Apparently, the exam represented opinions common among old China hands

A Monash University lecturer has been suspended after an exam was posted online with an answer that said Chinese government officials 'only speak the truth when they are drunk or careless'.

University students were outraged at the exam, which was posted to students in the Melbourne institution's human resources management class,  reported CGTN.

The question read: 'There is a common saying in China that Government officials only speak the truth when...?'

To receive a mark, students must have answered: 'they are drunk or careless'.

A screenshot from the exam shows one student answering: 'they have had statements approved by the party', but is marked incorrect.

Under the explanation for the answer, the quiz reads: 'to speak the truth could upset a superior and destroy a bureaucrats career'.

Another question in the exam which earned the ire of international students asked: 'In China, what has been identified as a major barrier to modernisation and the introduction of new technology and industrial reform?'.

The correct answer on the test was: 'a lack of skilled workers, especially managers'.

Following a multitude of complaints, Robert Brooks, the Deputy Dean of Education, issued an 'immediate withdrawal' of the exam.

The University has 4400 undergraduate students from China, according to the Sydney Morning Herald. 

SOURCE


5 comments:

Bird of Paradise said...

Buts it still okay to compare Trump to Hitler call Conservatives Nazis and Trash our founding Fathers LIBERALS ARE SCREWBALLS

Anonymous said...

I am at a loss to see how this question relates to the course of study. The course was for "Human Relations" as in the hiring and firing of people within a company.

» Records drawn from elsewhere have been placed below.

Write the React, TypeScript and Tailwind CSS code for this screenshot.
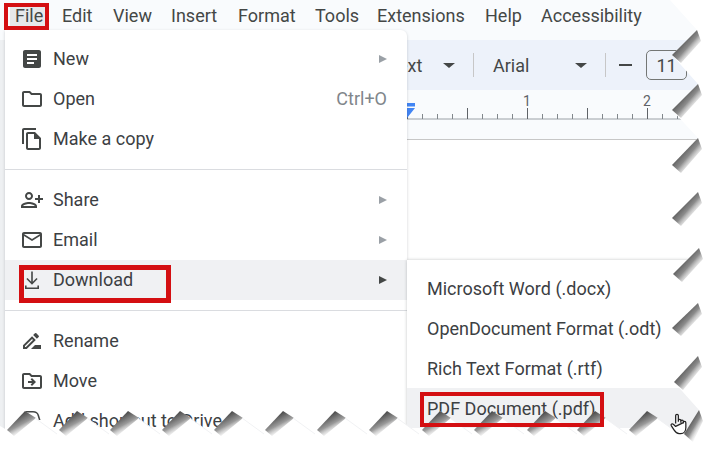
import React from "react";

const font = { fontFamily: "Roboto, 'Liberation Sans', sans-serif" };

const Ic = ({ d, cls = "" }: { d: string; cls?: string }) => (
  <svg viewBox="0 0 24 24" className={`w-6 h-6 fill-[#444746] shrink-0 ${cls}`}>
    <path d={d} />
  </svg>
);

const icons = {
  doc: "M19 3H5c-1.1 0-2 .9-2 2v14c0 1.1.9 2 2 2h14c1.1 0 2-.9 2-2V5c0-1.1-.9-2-2-2zm-5 14H7v-2h7v2zm3-4H7v-2h10v2zm0-4H7V7h10v2z",
  folder: "M9.17 6l2 2H20v10H4V6h5.17M10 4H4c-1.1 0-1.99.9-1.99 2L2 18c0 1.1.9 2 2 2h16c1.1 0 2-.9 2-2V8c0-1.1-.9-2-2-2h-8l-2-2z",
  copy: "M16 1H4c-1.1 0-2 .9-2 2v14h2V3h12V1zm-1 4H8c-1.1 0-1.99.9-1.99 2L6 21c0 1.1.89 2 1.99 2H19c1.1 0 2-.9 2-2V11l-6-6zM8 21V7h6v5h5v9H8z",
  share: "M15 12c2.21 0 4-1.79 4-4s-1.79-4-4-4-4 1.79-4 4 1.79 4 4 4zm0-6c1.1 0 2 .9 2 2s-.9 2-2 2-2-.9-2-2 .9-2 2-2zm0 8c-2.67 0-8 1.34-8 4v2h16v-2c0-2.66-5.33-4-8-4zm-6 4c.22-.72 3.31-2 6-2 2.7 0 5.8 1.29 6 2H9zm-3-3v-3h3v-2H6V7H4v3H1v2h3v3h2z",
  mail: "M20 4H4c-1.1 0-1.99.9-1.99 2L2 18c0 1.1.9 2 2 2h16c1.1 0 2-.9 2-2V6c0-1.1-.9-2-2-2zm0 14H4V8l8 5 8-5v10zm-8-7L4 6h16l-8 5z",
  download: "M11.2 3.500h1.600v10.200l3.700-3.700 1.100 1.100-5.600 5.600-5.600-5.600 1.100-1.100 3.700 3.700V3.500zM5 17.500h1.600v2h10.800v-2H19v3.600H5v-3.600z",
  rename: "M15 16l-4 4h10v-4h-6zM12.06 7.19 3 16.25V20h3.75l9.06-9.06-3.75-3.75zM5.92 18H5v-.92l7.06-7.06.92.92L5.92 18zM18.71 8.04c.39-.39.39-1.02 0-1.41l-2.34-2.34a1 1 0 0 0-1.41 0l-1.83 1.83 3.75 3.75 1.83-1.83z",
  move: "M20 6h-8l-2-2H4c-1.1 0-2 .9-2 2v12c0 1.1.9 2 2 2h16c1.1 0 2-.9 2-2V8c0-1.1-.9-2-2-2zm0 12H4V6h5.17l2 2H20v10zm-8.01-9l-1.41 1.41L12.16 12H8v2h4.16l-1.59 1.59L11.99 17 16 13.01 11.99 9z",
  shortcut: "M6 2h7c3 0 5 1.500 6 4l1.500 5h-1.600l-1.400-4.500C17 4.500 15.500 3.600 13 3.600H6.500L5 9H3.400L5 3.500C5.200 2.600 5.500 2 6 2z",
};

const Arrow = ({ dark }: { dark?: boolean }) => (
  <span className={`w-0 h-0 border-y-[4px] border-y-transparent border-l-[8px] ${dark ? "border-l-[#444746]" : "border-l-[#9aa0a6]"}`} />
);

const Row = ({ icon, label, arrow, short, hl, flip, dark }: { icon: string; label: string; arrow?: boolean; short?: string; hl?: boolean; flip?: boolean; dark?: boolean }) => (
  <div className={`h-10 flex items-center pl-[15px] pr-[20px] ${hl ? "bg-[#f0f1f3]" : ""}`}>
    <Ic d={icon} cls={flip ? "-scale-x-100" : ""} />
    <span className="ml-[9px] flex-1 pb-[2px] text-[18px] text-[#3c4043]">{label}</span>
    {short && <span className="pb-[2px] text-[18px] text-[#80868b]">{short}</span>}
    {arrow && <Arrow dark={dark} />}
  </div>
);

const Caret = () => <span className="w-0 h-0 border-x-[6px] border-x-transparent border-t-[5px] border-t-[#444746]" />;

const rightTeeth: [number, number, number, number][] = [
  [697, 30, 672, 55],
  [698, 84, 672, 110],
  [698, 138, 672, 165],
  [698, 192, 672, 218],
  [699, 248, 673, 274],
  [698, 303, 672, 328],
  [698, 356, 674, 382],
  [699, 410, 684, 434],
];
const peaks = [25, 77, 128, 180, 232, 283, 335, 387, 440, 492, 545, 595, 647];

const outline = () => {
  const pts: string[] = ["670,0"];
  rightTeeth.forEach(([a, b, c, d]) => {
    pts.push(`${a},${b}`, `${c},${d}`);
  });
  [...peaks].reverse().forEach((p) => {
    pts.push(`${p + 32},434`, `${p},411`);
  });
  pts.push("7,430", "0,426", "0,451", "711,451", "711,0");
  return pts.join(" ");
};

const Torn = () => (
  <svg viewBox="0 0 711 451" className="absolute inset-0 w-[711px] h-[451px] pointer-events-none">
    <defs>
      <linearGradient id="shb" x1="0.38" y1="0.12" x2="0.82" y2="0.82">
        <stop offset="0.05" stopColor="#4a4a4a" />
        <stop offset="0.5" stopColor="#9a9a9a" />
        <stop offset="1" stopColor="#fff" stopOpacity="0" />
      </linearGradient>
      <linearGradient id="shr" x1="0.25" y1="0.25" x2="0.8" y2="0.8">
        <stop offset="0.05" stopColor="#444" />
        <stop offset="0.5" stopColor="#8c8c8c" />
        <stop offset="1" stopColor="#fff" stopOpacity="0" />
      </linearGradient>
      <filter id="bl"><feGaussianBlur stdDeviation="0.6" /></filter>
    </defs>
    <polygon points={outline()} fill="#fff" />
    <g filter="url(#bl)">
      {rightTeeth.map(([a, b, c, d], i) => (
        <polygon key={i} points={`${a},${b} ${a + 4},${b + 11} ${c + 9},${d + 8} ${c},${d}`} fill="url(#shr)" />
      ))}
      {peaks.map((p, i) => (
        <polygon key={i} points={`${p},411 ${p + 11},418 ${p - 11},436 ${p - 18},430`} fill="url(#shb)" />
      ))}
    </g>
    {peaks.map((p, i) => (
      <line key={i} x1={p + 10} y1={418} x2={p + 32} y2={434} stroke="#f1f2f4" strokeWidth="1" />
    ))}
  </svg>
);

const Ruler = () => {
  const ticks = Array.from({ length: 20 }, (_, i) => 407 + i * 15);
  return (
    <svg viewBox="0 0 711 30" className="absolute inset-0 w-[711px] h-[30px]">
      <line x1="407" y1="29" x2="690" y2="29" stroke="#9aa0a6" />
      {ticks.map((x, i) => (
        <line key={i} x1={x + 0.5} y1={(x - 407) % 60 === 0 ? 18 : 24} x2={x + 0.5} y2="29" stroke={(x - 407) % 60 === 0 ? "#5f6368" : "#80868b"} />
      ))}
      <path d="M407 13h8v3.5h-8zM407 18h8l-8 10z" fill="#4285f4" />
    </svg>
  );
};

export default function App() {
  return (
    <div style={font} className="relative w-[711px] h-[451px] overflow-hidden bg-white">
      <div className="h-10 pt-[4px] pl-[10px] flex items-start bg-[#f9fbfd] text-[18px] text-[#444746] leading-[24px]">
        <span className="w-[52px] pl-[5px] relative"><span className="absolute left-0 top-0 w-[36px] h-[23px] bg-[#e6e8ea]" /><span className="relative">File</span></span>
        <span className="w-[51px]">Edit</span>
        <span className="w-[58px]">View</span>
        <span className="w-[67px]">Insert</span>
        <span className="w-[77px]">Format</span>
        <span className="w-[62px]">Tools</span>
        <span className="w-[108px]">Extensions</span>
        <span className="w-[56px]">Help</span>
        <span>Accessibility</span>
      </div>
      <div className="h-[50px] bg-[#edf2fa] flex items-center pl-[398px] text-[18px] text-[#444746]">
        <span className="w-[45px]">ext</span>
        <Caret />
        <span className="ml-[18px] w-px h-6 bg-[#c7c7c7]" />
        <span className="ml-[19px] w-[82px]">Arial</span>
        <Caret />
        <span className="ml-[18px] w-px h-6 bg-[#c7c7c7]" />
        <span className="ml-[13px] w-[13px] h-[2px] bg-[#444746]" />
        <span className="ml-[14px] w-[41px] h-[30px] border border-[#747775] rounded-[5px] flex items-center justify-center">11</span>
      </div>
      <div className="relative h-[30px] bg-[#f9fbfd]">
        <Ruler />
        <span className="absolute left-[523px] top-[1px] text-[14px] text-[#5f6368]">1</span>
        <span className="absolute left-[643px] top-[1px] text-[14px] text-[#5f6368]">2</span>
      </div>
      <div className="h-5 bg-[#f9fbfd] border-b border-[#c7c7c7]" />

      <div className="absolute left-0 top-10 w-[5px] h-[411px] bg-[#eef0f2]" />

      <div className="absolute left-[5px] top-[30px] w-[402px] h-[421px] bg-white rounded-tr-[6px] pt-[9px] shadow-[0_1px_3px_rgba(60,64,67,0.25)]">
        <Row icon={icons.doc} label="New" arrow />
        <Row icon={icons.folder} label="Open" short="Ctrl+O" />
        <Row icon={icons.copy} label="Make a copy" />
        <div className="my-[10px] h-px bg-[#dadce0]" />
        <Row icon={icons.share} label="Share" arrow flip />
        <Row icon={icons.mail} label="Email" arrow />
        <Row icon={icons.download} label="Download" arrow hl dark />
        <div className="my-[10px] h-px bg-[#dadce0]" />
        <Row icon={icons.rename} label="Rename" />
        <Row icon={icons.move} label="Move" />
        <Row icon={icons.shortcut} label="Add shortcut to Drive" />
      </div>

      <div className="absolute left-[407px] top-[260px] w-[304px] h-[191px] bg-white pt-[8px] text-[18px] text-[#3c4043] shadow-[0_0_3px_rgba(60,64,67,0.3)]">
        <div className="h-10 flex items-center pl-5">Microsoft Word (.docx)</div>
        <div className="h-10 flex items-center pl-5">OpenDocument Format (.odt)</div>
        <div className="h-10 flex items-center pl-5">Rich Text Format (.rtf)</div>
        <div className="h-10 flex items-center pl-5 bg-[#f0f1f3]">PDF Document (.pdf)</div>
      </div>

      <Torn />

      <div className="absolute left-[4px] top-[3px] w-[45px] h-[27px] border-[4px] border-[#d40f12]" />
      <div className="absolute left-[19px] top-[265px] w-[152px] h-[38px] border-[5px] border-[#d40f12]" />
      <div className="absolute left-[420px] top-[392px] w-[184px] h-[35px] border-[4px] border-[#d40f12]" />

      <svg viewBox="0 0 24 28" className="absolute left-[669px] top-[411px] w-[20px] h-[25px]">
        <path
          d="M8 14V4.500a1.600 1.600 0 0 1 3.200 0V12m0-1.500a1.500 1.500 0 0 1 3 0V13m0-1.500a1.500 1.500 0 0 1 3 0V14m0-1a1.500 1.500 0 0 1 3 0v6c0 4-2.500 7-6 7h-2c-3 0-4.500-1.500-6-4l-3.500-5.500c-.8-1.500 1.200-2.800 2.500-1.500L8 17.500z"
          fill="#fff"
          stroke="#222"
          strokeWidth="1.500"
          strokeLinejoin="round"
        />
      </svg>
    </div>
  );
}
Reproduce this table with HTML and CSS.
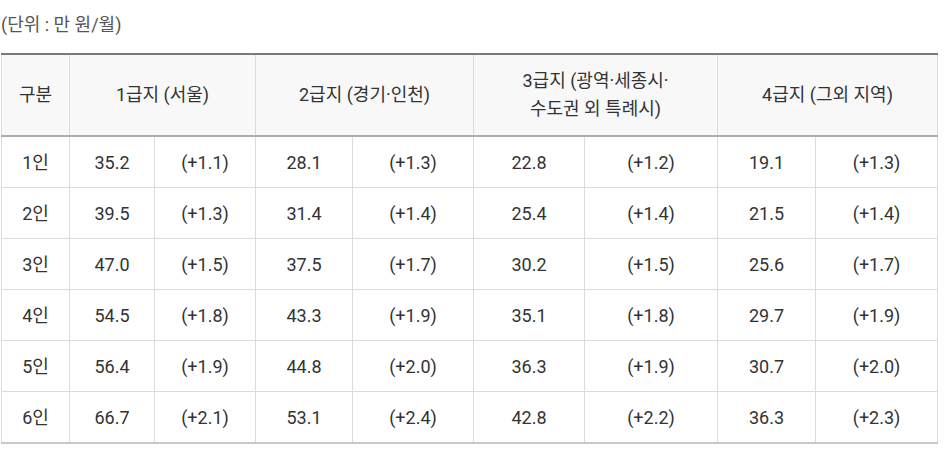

Why would any professor think this was an appropriate question or even more importantly, an accurate question for the course?

It's not.

This site has to get off the idea that because someone says or does something really stupid that they are above criticism and repercussions from their idiocy.

Anonymous said...

Surely the first question should be whether it is, in fact, a common saying.
I have certainly never heard it before - but I'm not Chinese.

Anonymous said...

I am not Chinese and I have never heard that exact saying before, but I have known a lot of Chinese very well and many of them have expressed the same sentiment about Chinese government and even about Chinese attitude as that expressed in the saying. So it would not surprise me if the saying is common in China.

Spurwing Plover the fighting shorebird said...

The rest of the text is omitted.